As a good rule of thumb, many in the Financial Independence community aim for a savings rate in excess of 40%.

Sure, any savings are good savings, but if you want to reach Financial Independence in a reasonable timeframe you will need to save more than 10%, which is already better than average.

There are plenty of calculators available to help you understand the correlation between savings rate and working years required until you can quit work. The basic premise though is that the more you save, the quicker the path to Financial Independence.

Live on less

Going hand-in-hand with increasing your savings rate is determining how much you really need to live on. Look closely on your spending habits and major expenses. Lowering these living expenses needs to be a focus and will allow you to hit a higher savings rate, while at the same time reducing the amount of money needed for the future.

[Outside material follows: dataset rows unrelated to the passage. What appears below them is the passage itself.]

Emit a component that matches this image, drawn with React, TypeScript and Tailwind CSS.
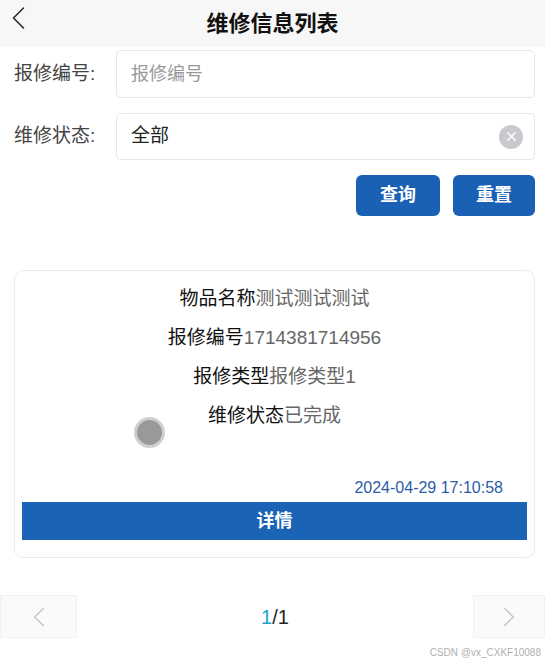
import React from 'react';

const font = { fontFamily: '"Liberation Sans", "Noto Sans CJK SC", sans-serif' };

const rows = [
  { label: '物品名称', value: '测试测试测试' },
  { label: '报修编号', value: '1714381714956' },
  { label: '报修类型', value: '报修类型1' },
  { label: '维修状态', value: '已完成' },
];

const Chevron: React.FC<{ dir: 'left' | 'right'; className?: string; width?: number }> = ({ dir, className, width = 1.6 }) => (
  <svg viewBox="0 0 14 24" className={className} fill="none" stroke="currentColor" strokeWidth={width} strokeLinecap="round" strokeLinejoin="round">
    {dir === 'left' ? <path d="M12 2 L2 12 L12 22" /> : <path d="M2 2 L12 12 L2 22" />}
  </svg>
);

const App: React.FC = () => {
  return (
    <div className="w-[545px] h-[666px] bg-white relative overflow-hidden text-[#333]" style={font}>
      {/* Header */}
      <div className="h-[47px] bg-[#f7f7f7] flex items-center relative">
        <button className="absolute left-[11px] top-[6px] text-[#222]">
          <Chevron dir="left" className="w-[15px] h-[24px]" width={1.5} />
        </button>
        <h1 className="flex-1 text-center text-[22px] font-bold leading-none text-[#111]">维修信息列表</h1>
      </div>

      {/* Search form */}
      <div className="pl-[14px] pr-[10px]">
        <div className="flex items-center mt-[3px]">
          <span className="w-[102px] text-[19px] text-[#444]">报修编号:</span>
          <div className="flex-1 h-[48px] border border-[#e6e6e6] rounded-[5px] flex items-center px-[14px]">
            <span className="text-[18px] text-[#999]">报修编号</span>
          </div>
        </div>
        <div className="flex items-center mt-[15px]">
          <span className="w-[102px] text-[19px] text-[#444]">维修状态:</span>
          <div className="flex-1 h-[47px] border border-[#e6e6e6] rounded-[5px] flex items-center pl-[14px] pr-[11px]">
            <span className="flex-1 text-[19px] text-[#222]">全部</span>
            <span className="w-[24px] h-[24px] rounded-full bg-[#c8c9cc] flex items-center justify-center">
              <svg viewBox="0 0 12 12" className="w-[11px] h-[11px]" stroke="white" strokeWidth={1.6} strokeLinecap="round">
                <path d="M2 2 L10 10 M10 2 L2 10" />
              </svg>
            </span>
          </div>
        </div>
        <div className="flex justify-end gap-[13px] mt-[15px]">
          <button className="w-[84px] h-[41px] rounded-[6px] bg-[#1a60b4] text-white text-[18px] font-bold">查询</button>
          <button className="w-[82px] h-[41px] rounded-[6px] bg-[#1a60b4] text-white text-[18px] font-bold">重置</button>
        </div>
      </div>

      {/* Card */}
      <div className="ml-[14px] mr-[10px] mt-[54px] h-[288px] border border-[#ececec] rounded-[9px] relative">
        <div className="pt-[16px] flex flex-col items-center gap-[16px]">
          {rows.map((r) => (
            <div key={r.label} className="text-[19px] leading-[23px]">
              <span className="text-[#111]">{r.label}</span>
              <span className="text-[#666]">{r.value}</span>
            </div>
          ))}
        </div>
        <span className="absolute left-[119px] top-[146px] w-[31px] h-[31px] rounded-full bg-[#999] border-[3px] border-[#cfcfcf]" />
        <div className="absolute right-[31px] top-[205px] text-[16px] text-[#2b5ca8]">2024-04-29 17:10:58</div>
        <button className="absolute left-[7px] right-[7px] top-[231px] h-[38px] bg-[#1a63b5] text-white text-[18px] font-bold">详情</button>
      </div>

      {/* Pagination */}
      <div className="flex items-center justify-between mt-[37px]">
        <button className="w-[77px] h-[43px] bg-[#fafafa] border border-[#f0f0f0] flex items-center justify-center text-[#c4c4c4]">
          <Chevron dir="left" className="w-[12px] h-[22px]" />
        </button>
        <div className="text-[20px]">
          <span className="text-[#1aa3c9]">1</span>
          <span className="text-[#222]">/1</span>
        </div>
        <button className="w-[72px] h-[43px] bg-[#fafafa] border border-[#f0f0f0] flex items-center justify-center text-[#c4c4c4]">
          <Chevron dir="right" className="w-[12px] h-[22px]" />
        </button>
      </div>

      <div className="absolute right-[4px] bottom-[6px] text-[10px] text-[#b0b0b0]">CSDN @vx_CXKF10088</div>
    </div>
  );
};

export default App;
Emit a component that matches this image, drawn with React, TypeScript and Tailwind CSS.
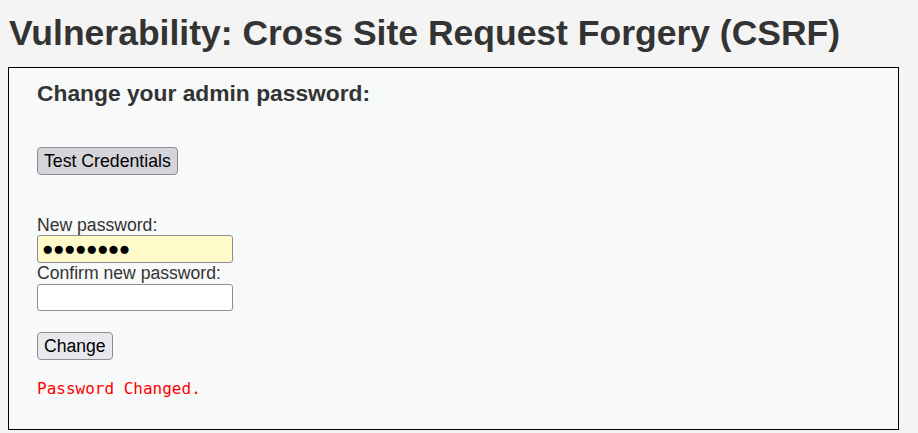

This is the classic virtuous cycle. The more you can reduce costs, the more you can save and the less you need to live on and the smaller asset base you need to develop to reach financial independence.

As an aside, I’m a firm believer that living with less also has a number of non-financial benefits. In addition to having a lighter ecological footprint, it lets you reduce mental and physical clutter, simplify life and focus more on what matters.

Invest the rest

The international community is in agreement that in addition to actually saving money, you need to invest it, to accelerate the development of your asset base and ensure it grows at a faster rate than inflation. Especially in this low interest rate environoment, simply putting money into a savings account won’t be sufficient.

Get your financial life in order and organized

Be aware of lifestyle inflation and societal pressure to keep up with the Joneses. To the extent it has already happened, try to unwind and reverse those habits and ongoing expenses. Try and find an affordable and comfortable lifestyle you can commit to long-term, then ignore what everyone else is doing.

Pay off and eliminate debt. Also avoid taking on more unless the cost benefit results are clear. Debt isn’t always a bad choice and can be good leverage but use it wisely and consciously.

Set up systems to encourage good behaviour and avoid the temptation to spend. Pay yourself first and move your money to accounts or investments, before you can even touch it, by setting up automatic transfers.

Finally, prepare for the inevitable bumps in the road. At least until you have built significant assets, most in the Financial Independence community recommend establishing an emergency fund, where you can quickly access money. This will help you avoid borrowing or relying on credit cards when unexpected expenses occur. I’d also suggest insurance (health, life and property) to cover against catastrophic events.

Mindset is important

Reaching Financial Independence, especially at a young age, will require a different way of thinking and acting in a contrary way to most of society. You’ll be rejecting rampant consumerism, embracing a more frugal lifestyle, launching side-hustles and deep diving into personal finance topics.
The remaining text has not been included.